Using this classification, the survey shows that 56 percent of Iowa's farms are classified as noncommercial (sales less than $50,000), 37 percent are classified as small commercial (sales between $50,000 and $250,000), and 7 percent would be large commercial farms (sales greater than $250,000). For the noncommercial farms, 21 percent are multi-family farms. Thirty percent of the small commercial farms are multi-family and 35 percent of the large commercial farms are multi-family. Differences similar to those found in the overall population exist when the farms are classified based on farm sales. Due to small sample sizes, however, it is hard to make definitive statements about the differences within the large commercial category.

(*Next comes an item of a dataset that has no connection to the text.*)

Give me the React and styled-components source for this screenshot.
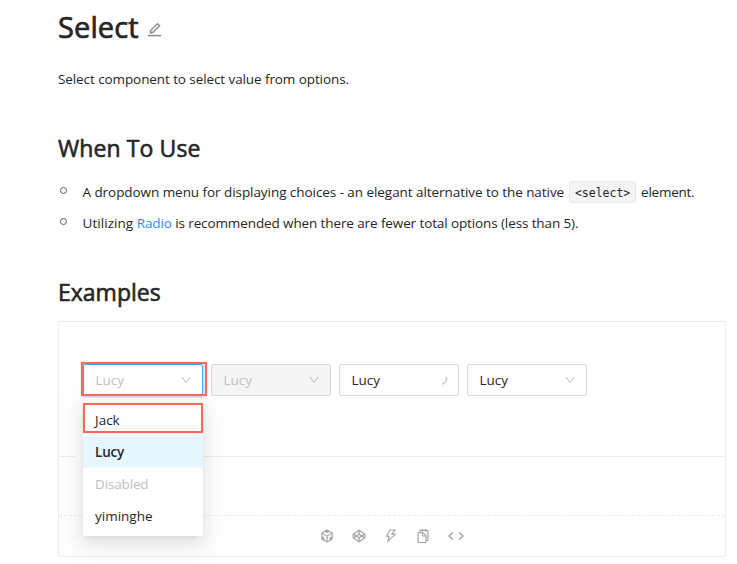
import React from "react";
import styled, { createGlobalStyle, css } from "styled-components";
import {
  AiOutlineEdit,
  AiOutlineDown,
  AiOutlineCodeSandbox,
  AiOutlineCodepen,
  AiOutlineThunderbolt,
  AiOutlineSnippets,
} from "react-icons/ai";

const GlobalStyle = createGlobalStyle`
  *, *::before, *::after { box-sizing: border-box; }
  html, body { margin: 0; background: #fff; }
  body {
    height: 564px;
    overflow: hidden;
    font-family: "Open Sans", "Noto Sans", sans-serif;
    font-size: 13.5px;
    color: #262626;
  }
`;

const Page = styled.main`
  height: 564px;
  padding: 7px 11px 0 58px;
`;

const Title = styled.h1`
  display: flex;
  align-items: center;
  height: 38px;
  margin: 0;
  font-size: 29px;
  font-weight: 500;
  color: #262626;
  white-space: nowrap;
  -webkit-text-stroke: 0.7px #262626;
`;

const Label = styled.span`
  letter-spacing: ${(p) => p.$track || 0}px;
  white-space: pre;
`;

const EditLink = styled.span`
  display: flex;
  margin: 7px 0 0 7px;
  color: #8c8c8c;
  svg { stroke-width: 14; }
`;

const Intro = styled.p`
  height: 28px;
  margin: 20px 0 0;
  line-height: 28px;
`;

const Heading = styled.h2`
  height: 32px;
  margin: ${(p) => p.$top}px 0 0;
  font-size: 23px;
  line-height: 32px;
  font-weight: 500;
  color: #262626;
  -webkit-text-stroke: 0.6px #262626;
`;

const List = styled.ul`
  display: flex;
  flex-direction: column;
  gap: 3px;
  margin: 14px 0 0;
  padding: 0;
  list-style: none;
`;

const Item = styled.li`
  display: flex;
  align-items: center;
  height: 28px;

  &::before {
    content: "";
    width: 7px;
    height: 7px;
    margin: 0 15.5px 3px 2px;
    border: 1.5px solid #595959;
    border-radius: 50%;
  }
`;

const Code = styled.code`
  display: flex;
  align-items: center;
  justify-content: center;
  width: 67px;
  height: 22px;
  margin: 0 5px;
  padding-top: 1px;
  border: 1px solid #e6e9ec;
  border-radius: 3px;
  background: #f2f4f5;
  font-family: "DejaVu Sans Mono", monospace;
  font-size: 11.5px;
`;

const Link = styled.a`
  color: #1890ff;
`;

const Demo = styled.section`
  height: 236px;
  margin-top: 13px;
  border: 1px solid #ebedf0;
  border-radius: 2px;
`;

const Selects = styled.div`
  display: flex;
  gap: 8px;
  height: 134px;
  padding: 42px 24px 0;
`;

const Caption = styled.div`
  height: 60px;
  border-top: 1px solid #ebedf0;
  border-bottom: 1px dashed #ebedf0;

  &::before {
    content: "";
    display: block;
    width: 100px;
    height: 1px;
    margin: -1px 0 0 16px;
    background: #fff;
  }
`;

const Slot = styled.div`
  position: relative;
  width: 120px;
  height: 32px;
`;

const SelectBox = styled.div`
  display: flex;
  align-items: center;
  justify-content: space-between;
  width: 120px;
  height: 32px;
  padding: 0 10px 0 11.5px;
  border: 1px solid #d9d9d9;
  border-radius: 2px;
  background: #fff;
  svg { color: #bfbfbf; }
  ${(p) => p.$disabled && css`
    background: #f5f5f5;
    color: #bfbfbf;
  `}
  ${(p) => p.$open && css`
    border-color: #40a9ff;
    box-shadow: 0 0 0 2px rgba(24, 144, 255, 0.2);
    color: #bfbfbf;
  `}
`;

const Menu = styled.div`
  position: absolute;
  top: 36px;
  left: 0;
  width: 120px;
  height: 136px;
  padding: 4px 0;
  border-radius: 2px;
  background: #fff;
  box-shadow: 0 3px 6px -4px rgba(0, 0, 0, 0.12), 0 6px 16px rgba(0, 0, 0, 0.08),
    0 9px 28px 8px rgba(0, 0, 0, 0.05);
`;

const Option = styled.div`
  height: 32px;
  padding-left: 12px;
  line-height: 32px;
  color: ${(p) => (p.$disabled ? "#bfbfbf" : "#262626")};
  background: ${(p) => (p.$selected ? "#e6f7ff" : "transparent")};
  font-weight: ${(p) => (p.$selected ? 600 : 400)};
`;

const Highlight = styled.div`
  position: absolute;
  top: ${(p) => p.$top}px;
  left: ${(p) => p.$left}px;
  width: ${(p) => p.$width}px;
  height: ${(p) => p.$height}px;
  border: 2px solid #f8695c;
  box-shadow: 0 0 1px rgba(248, 105, 92, 0.6);
`;

const Actions = styled.footer`
  display: flex;
  align-items: center;
  justify-content: center;
  gap: 16px;
  height: 40px;
  color: #a3a3a3;
  svg { display: block; }
`;

function CodeIcon() {
  return (
    <svg width="18" height="16" viewBox="0 0 18 16" fill="none" stroke="currentColor" strokeWidth="1.5">
      <path d="M6 4.5 2 8l4 3.5M12 4.5 16 8l-4 3.5" />
    </svg>
  );
}

function Spinner() {
  return (
    <svg width="8" height="12" viewBox="0 0 8 12" fill="none" stroke="#c4c4c4" strokeWidth="1.3">
      <path d="M6 2.5C7.6 5.3 6.2 8.7 2.2 10.3" />
    </svg>
  );
}

export default function App() {
  return (
    <>
      <GlobalStyle />
      <Page>
        <Title>
          <Label $track={0.1}>Select</Label>
          <EditLink><AiOutlineEdit size={17} /></EditLink>
        </Title>
        <Intro><Label $track={-0.09}>Select component to select value from options.</Label></Intro>
        <Heading $top={39}><Label $track={0.1}>When To Use</Label></Heading>
        <List>
          <Item>
            <Label $track={-0.06}>A dropdown menu for displaying choices - an elegant alternative to the native</Label>
            <Code>&lt;select&gt;</Code>
            <Label $track={-0.25}>element.</Label>
          </Item>
          <Item>
            <Label $track={-0.11}><Label $track={0.05}>Utilizing </Label><Link>Radio</Link> is recommended when there are fewer total options (less than 5).</Label>
          </Item>
        </List>
        <Heading $top={39}><Label>Examples</Label></Heading>
        <Demo>
          <Selects>
            <Slot>
              <SelectBox $open><Label>Lucy</Label><AiOutlineDown size={12} /></SelectBox>
              <Menu>
                <Option><Label>Jack</Label></Option>
                <Option $selected><Label $track={-0.2}>Lucy</Label></Option>
                <Option $disabled><Label $track={-0.15}>Disabled</Label></Option>
                <Option><Label>yiminghe</Label></Option>
              </Menu>
              <Highlight $top={-2} $left={-2} $width={126} $height={34} />
              <Highlight $top={39} $left={0} $width={120} $height={30} />
            </Slot>
            <SelectBox $disabled><Label>Lucy</Label><AiOutlineDown size={12} /></SelectBox>
            <SelectBox><Label>Lucy</Label><Spinner /></SelectBox>
            <SelectBox><Label>Lucy</Label><AiOutlineDown size={12} /></SelectBox>
          </Selects>
          <Caption />
          <Actions>
            <AiOutlineCodeSandbox size={16} strokeWidth={16} />
            <AiOutlineCodepen size={16} strokeWidth={16} />
            <AiOutlineThunderbolt size={16} />
            <AiOutlineSnippets size={16} />
            <CodeIcon />
          </Actions>
        </Demo>
      </Page>
    </>
  );
}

Farm impacts need more study
What is happening within production agriculture is a widespread concern. There are many different ways to measure the changes, many different interpretations of why the changes are occurring and many views about their impacts. One of the changes that has not been well documented is the extent and impact of multi-family farms. We are continuing to work on the analysis, but the results so far show that using sales level as a policy criterion may eliminate many true family farms from consideration in formation of agricultural public policy.
The Census of Agriculture, which will be released later this year, has been criticized for using $1,000 of agricultural sales to define a farm. However, we feel that such criticism overlooks an important point, namely, the extent of multi-family farms. Our work has shown that, overall, 26 percent of Iowa's farms are operated by more than one family. Even when classified by the amount of agricultural sales, one-third of all farms are multi-family.
No one measure is perfect. We need to do a better job of gathering data that truly represents what we intend it to represent. This is important for making policy, studying the structure of agriculture and gaining a clearer understanding of our audiences.